EXERCISE >> Copy the data exactly; pictures stay out of the copy.

GIVEN MATERIAL >>

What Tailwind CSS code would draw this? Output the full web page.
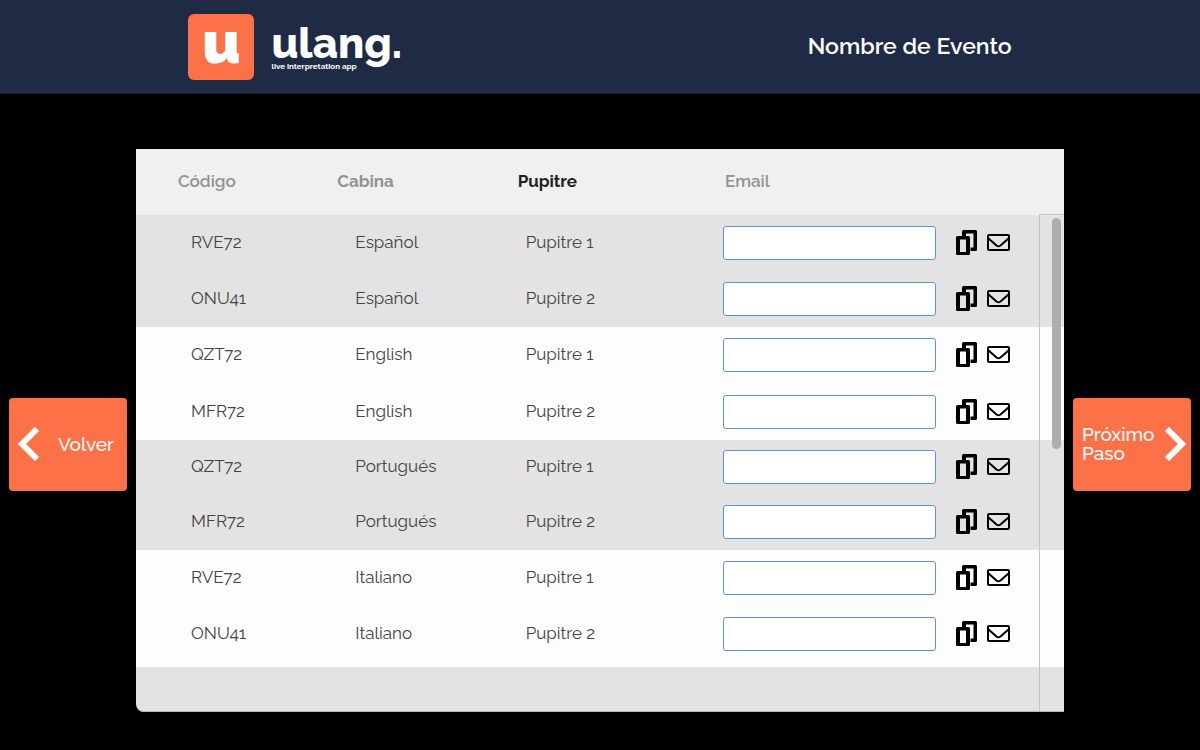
<!DOCTYPE html>
<html lang="es">
  <head>
    <meta charset="UTF-8" />
    <meta name="viewport" content="width=device-width, initial-scale=1.0" />
    <title>ulang - Nombre de Evento</title>
    <script src="https://cdn.jsdelivr.net/npm/@tailwindcss/browser@4"></script>
  </head>
  <body class="bg-black font-['Raleway','Lato',sans-serif] min-h-screen flex flex-col">
    <!-- iconos -->
    <svg class="hidden" xmlns="http://www.w3.org/2000/svg">
      <symbol id="icon-copy" viewBox="0 0 22 26">
        <path
          fill="currentColor"
          fill-rule="evenodd"
          d="M7.500 0H19.500A1.500 1.500 0 0 1 21 1.500V19.500a1.500 1.500 0 0 1-1.500 1.500H14.500V17.500H17.500V3.500H10V6H6V1.500A1.500 1.500 0 0 1 7.500 0ZM1.500 6H12.500A1.500 1.500 0 0 1 14 7.500V23.500a1.500 1.500 0 0 1-1.500 1.500H1.500A1.500 1.500 0 0 1 0 23.500V7.500A1.500 1.500 0 0 1 1.500 6ZM4 9.500V22H10V9.500Z"
        />
      </symbol>
      <symbol id="icon-mail" viewBox="0 0 24 18">
        <g fill="none" stroke="currentColor" stroke-width="2" stroke-linejoin="round">
          <rect x="2" y="1" width="21" height="15" rx="1" />
          <path d="M2 4L10.500 11.500Q12.500 13 14.500 11.500L23 4" />
        </g>
      </symbol>
    </svg>

    <header class="bg-[#1f2b45] border-b border-[#17223a] h-[94px] px-[15.7%] flex items-center justify-between text-white">
      <a href="#" class="flex items-center gap-[17px]">
        <span class="size-[66px] rounded-md bg-[#fd7149] flex items-center justify-center">
          <span class="text-[60px] leading-[56px] font-black pb-[10px]">u</span>
        </span>
        <span class="flex flex-col">
          <span class="text-[43px] leading-[38px] font-extrabold">ulang.</span>
          <span class="text-[8px] leading-[8px] font-bold">live interpretation app</span>
        </span>
      </a>
      <h1 class="text-[23px] font-semibold">Nombre de Evento</h1>
    </header>

    <main class="grow flex items-start gap-[9px] px-[9px] pt-[55px] pb-[37px]">
      <button
        type="button"
        class="w-[118px] h-[93px] shrink-0 self-center mt-[26px] rounded-[4px] bg-[#fd7149] text-white text-[19px] font-medium flex items-center justify-between pl-[9px] pr-[13px]"
      >
        <svg class="w-[22px] h-[34px]" viewBox="0 0 22 34" fill="none" stroke="currentColor" stroke-width="6">
          <path d="M19 2L4 17L19 32" />
        </svg>
        Volver
      </button>

      <div class="grow relative bg-[#e3e3e3] rounded-bl-lg overflow-hidden pb-[45px]">
        <table class="w-full table-fixed text-left">
          <thead class="bg-[#f0f0f0] text-[17px] text-[#929292]">
            <tr class="h-[66px]">
              <th scope="col" class="w-[19%] pl-[42px] font-semibold">Código</th>
              <th scope="col" class="w-[19%] pl-[25px] font-bold">Cabina</th>
              <th scope="col" class="w-[23%] pl-[29px] font-bold text-[#222]">Pupitre</th>
              <th scope="col" class="pl-[23px] font-semibold">Email</th>
            </tr>
          </thead>
          <tbody id="codes" class="text-[17px] text-[#444]"></tbody>
        </table>

        <!-- barra de scroll -->
        <div class="absolute right-0 top-[65px] bottom-0 w-[25px] border border-r-0 border-[#c4c4c4]">
          <div class="absolute right-[3px] top-[3px] w-[9px] h-[231px] rounded-full bg-[#adadad]"></div>
        </div>
        <div class="absolute inset-x-0 bottom-0 h-2 border-b border-[#b5b5b5] rounded-bl-lg"></div>
      </div>

      <button
        type="button"
        class="w-[118px] h-[93px] shrink-0 self-center mt-[26px] rounded-[4px] bg-[#fd7149] text-white text-[19px] leading-[19px] font-medium text-left flex items-center justify-between pl-[9px] pr-[5px]"
      >
        <span>Próximo<br />Paso</span>
        <svg class="w-[22px] h-[34px]" viewBox="0 0 22 34" fill="none" stroke="currentColor" stroke-width="6">
          <path d="M3 2L18 17L3 32" />
        </svg>
      </button>
    </main>

    <script>
      const rows = [
        ["RVE72", "Español", "Pupitre 1", "bg-[#e3e3e3] h-[56px]"],
        ["ONU41", "Español", "Pupitre 2", "bg-[#e3e3e3] h-[56px]"],
        ["QZT72", "English", "Pupitre 1", "bg-[#fdfdfd] h-[56px]"],
        ["MFR72", "English", "Pupitre 2", "bg-[#fdfdfd] h-[57px]"],
        ["QZT72", "Portugués", "Pupitre 1", "bg-[#e3e3e3] h-[54px]"],
        ["MFR72", "Portugués", "Pupitre 2", "bg-[#e3e3e3] h-[56px]"],
        ["RVE72", "Italiano", "Pupitre 1", "bg-[#fdfdfd] h-[56px]"],
        ["ONU41", "Italiano", "Pupitre 2", "bg-[#fdfdfd] h-[61px] *:pb-[6px]"],
      ];

      document.getElementById("codes").innerHTML = rows
        .map(
          ([code, booth, desk, style], i) => `
          <tr class="${style}">
            <td class="pl-[55px]">${code}</td>
            <td class="pl-[43px]">${booth}</td>
            <td class="pl-[37px]">${desk}</td>
            <td class="pl-[21px]">
              <div class="flex items-center">
                <input type="email" id="email-${i}" aria-label="Email ${code} ${desk}"
                  class="w-[213px] h-[34px] px-2 rounded-[3px] border border-[#5b93d6] bg-white" />
                <button type="button" aria-label="Copiar" class="ml-5 text-black">
                  <svg class="block w-[22px] h-[26px]"><use href="#icon-copy" /></svg>
                </button>
                <button type="button" aria-label="Enviar" class="ml-2 text-black">
                  <svg class="block w-[24px] h-[18px]"><use href="#icon-mail" /></svg>
                </button>
              </div>
            </td>
          </tr>`
        )
        .join("");
    </script>
  </body>
</html>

THE RESPONSE >>
What Tailwind CSS code would draw this? Output the full web page.
<!DOCTYPE html>
<html lang="es">
  <head>
    <meta charset="UTF-8" />
    <meta name="viewport" content="width=device-width, initial-scale=1.0" />
    <title>ulang - Nombre de Evento</title>
    <script src="https://cdn.jsdelivr.net/npm/@tailwindcss/browser@4"></script>
  </head>
  <body class="bg-black font-['Raleway','Lato',sans-serif] min-h-screen flex flex-col">
    <!-- iconos -->
    <svg class="hidden" xmlns="http://www.w3.org/2000/svg">
      <symbol id="icon-copy" viewBox="0 0 22 26">
        <path
          fill="currentColor"
          fill-rule="evenodd"
          d="M7.500 0H19.500A1.500 1.500 0 0 1 21 1.500V19.500a1.500 1.500 0 0 1-1.500 1.500H14.500V17.500H17.500V3.500H10V6H6V1.500A1.500 1.500 0 0 1 7.500 0ZM1.500 6H12.500A1.500 1.500 0 0 1 14 7.500V23.500a1.500 1.500 0 0 1-1.500 1.500H1.500A1.500 1.500 0 0 1 0 23.500V7.500A1.500 1.500 0 0 1 1.500 6ZM4 9.500V22H10V9.500Z"
        />
      </symbol>
      <symbol id="icon-mail" viewBox="0 0 24 18">
        <g fill="none" stroke="currentColor" stroke-width="2" stroke-linejoin="round">
          <rect x="2" y="1" width="21" height="15" rx="1" />
          <path d="M2 4L10.500 11.500Q12.500 13 14.500 11.500L23 4" />
        </g>
      </symbol>
    </svg>

    <header class="bg-[#1f2b45] border-b border-[#17223a] h-[94px] px-[15.7%] flex items-center justify-between text-white">
      <a href="#" class="flex items-center gap-[17px]">
        <span class="size-[66px] rounded-md bg-[#fd7149] flex items-center justify-center">
          <span class="text-[60px] leading-[56px] font-black pb-[10px]">u</span>
        </span>
        <span class="flex flex-col">
          <span class="text-[43px] leading-[38px] font-extrabold">ulang.</span>
          <span class="text-[8px] leading-[8px] font-bold">live interpretation app</span>
        </span>
      </a>
      <h1 class="text-[23px] font-semibold">Nombre de Evento</h1>
    </header>

    <main class="grow flex items-start gap-[9px] px-[9px] pt-[55px] pb-[37px]">
      <button
        type="button"
        class="w-[118px] h-[93px] shrink-0 self-center mt-[26px] rounded-[4px] bg-[#fd7149] text-white text-[19px] font-medium flex items-center justify-between pl-[9px] pr-[13px]"
      >
        <svg class="w-[22px] h-[34px]" viewBox="0 0 22 34" fill="none" stroke="currentColor" stroke-width="6">
          <path d="M19 2L4 17L19 32" />
        </svg>
        Volver
      </button>

      <div class="grow relative bg-[#e3e3e3] rounded-bl-lg overflow-hidden pb-[45px]">
        <table class="w-full table-fixed text-left">
          <thead class="bg-[#f0f0f0] text-[17px] text-[#929292]">
            <tr class="h-[66px]">
              <th scope="col" class="w-[19%] pl-[42px] font-semibold">Código</th>
              <th scope="col" class="w-[19%] pl-[25px] font-bold">Cabina</th>
              <th scope="col" class="w-[23%] pl-[29px] font-bold text-[#222]">Pupitre</th>
              <th scope="col" class="pl-[23px] font-semibold">Email</th>
            </tr>
          </thead>
          <tbody id="codes" class="text-[17px] text-[#444]"></tbody>
        </table>

        <!-- barra de scroll -->
        <div class="absolute right-0 top-[65px] bottom-0 w-[25px] border border-r-0 border-[#c4c4c4]">
          <div class="absolute right-[3px] top-[3px] w-[9px] h-[231px] rounded-full bg-[#adadad]"></div>
        </div>
        <div class="absolute inset-x-0 bottom-0 h-2 border-b border-[#b5b5b5] rounded-bl-lg"></div>
      </div>

      <button
        type="button"
        class="w-[118px] h-[93px] shrink-0 self-center mt-[26px] rounded-[4px] bg-[#fd7149] text-white text-[19px] leading-[19px] font-medium text-left flex items-center justify-between pl-[9px] pr-[5px]"
      >
        <span>Próximo<br />Paso</span>
        <svg class="w-[22px] h-[34px]" viewBox="0 0 22 34" fill="none" stroke="currentColor" stroke-width="6">
          <path d="M3 2L18 17L3 32" />
        </svg>
      </button>
    </main>

    <script>
      const rows = [
        ["RVE72", "Español", "Pupitre 1", "bg-[#e3e3e3] h-[56px]"],
        ["ONU41", "Español", "Pupitre 2", "bg-[#e3e3e3] h-[56px]"],
        ["QZT72", "English", "Pupitre 1", "bg-[#fdfdfd] h-[56px]"],
        ["MFR72", "English", "Pupitre 2", "bg-[#fdfdfd] h-[57px]"],
        ["QZT72", "Portugués", "Pupitre 1", "bg-[#e3e3e3] h-[54px]"],
        ["MFR72", "Portugués", "Pupitre 2", "bg-[#e3e3e3] h-[56px]"],
        ["RVE72", "Italiano", "Pupitre 1", "bg-[#fdfdfd] h-[56px]"],
        ["ONU41", "Italiano", "Pupitre 2", "bg-[#fdfdfd] h-[61px] *:pb-[6px]"],
      ];

      document.getElementById("codes").innerHTML = rows
        .map(
          ([code, booth, desk, style], i) => `
          <tr class="${style}">
            <td class="pl-[55px]">${code}</td>
            <td class="pl-[43px]">${booth}</td>
            <td class="pl-[37px]">${desk}</td>
            <td class="pl-[21px]">
              <div class="flex items-center">
                <input type="email" id="email-${i}" aria-label="Email ${code} ${desk}"
                  class="w-[213px] h-[34px] px-2 rounded-[3px] border border-[#5b93d6] bg-white" />
                <button type="button" aria-label="Copiar" class="ml-5 text-black">
                  <svg class="block w-[22px] h-[26px]"><use href="#icon-copy" /></svg>
                </button>
                <button type="button" aria-label="Enviar" class="ml-2 text-black">
                  <svg class="block w-[24px] h-[18px]"><use href="#icon-mail" /></svg>
                </button>
              </div>
            </td>
          </tr>`
        )
        .join("");
    </script>
  </body>
</html>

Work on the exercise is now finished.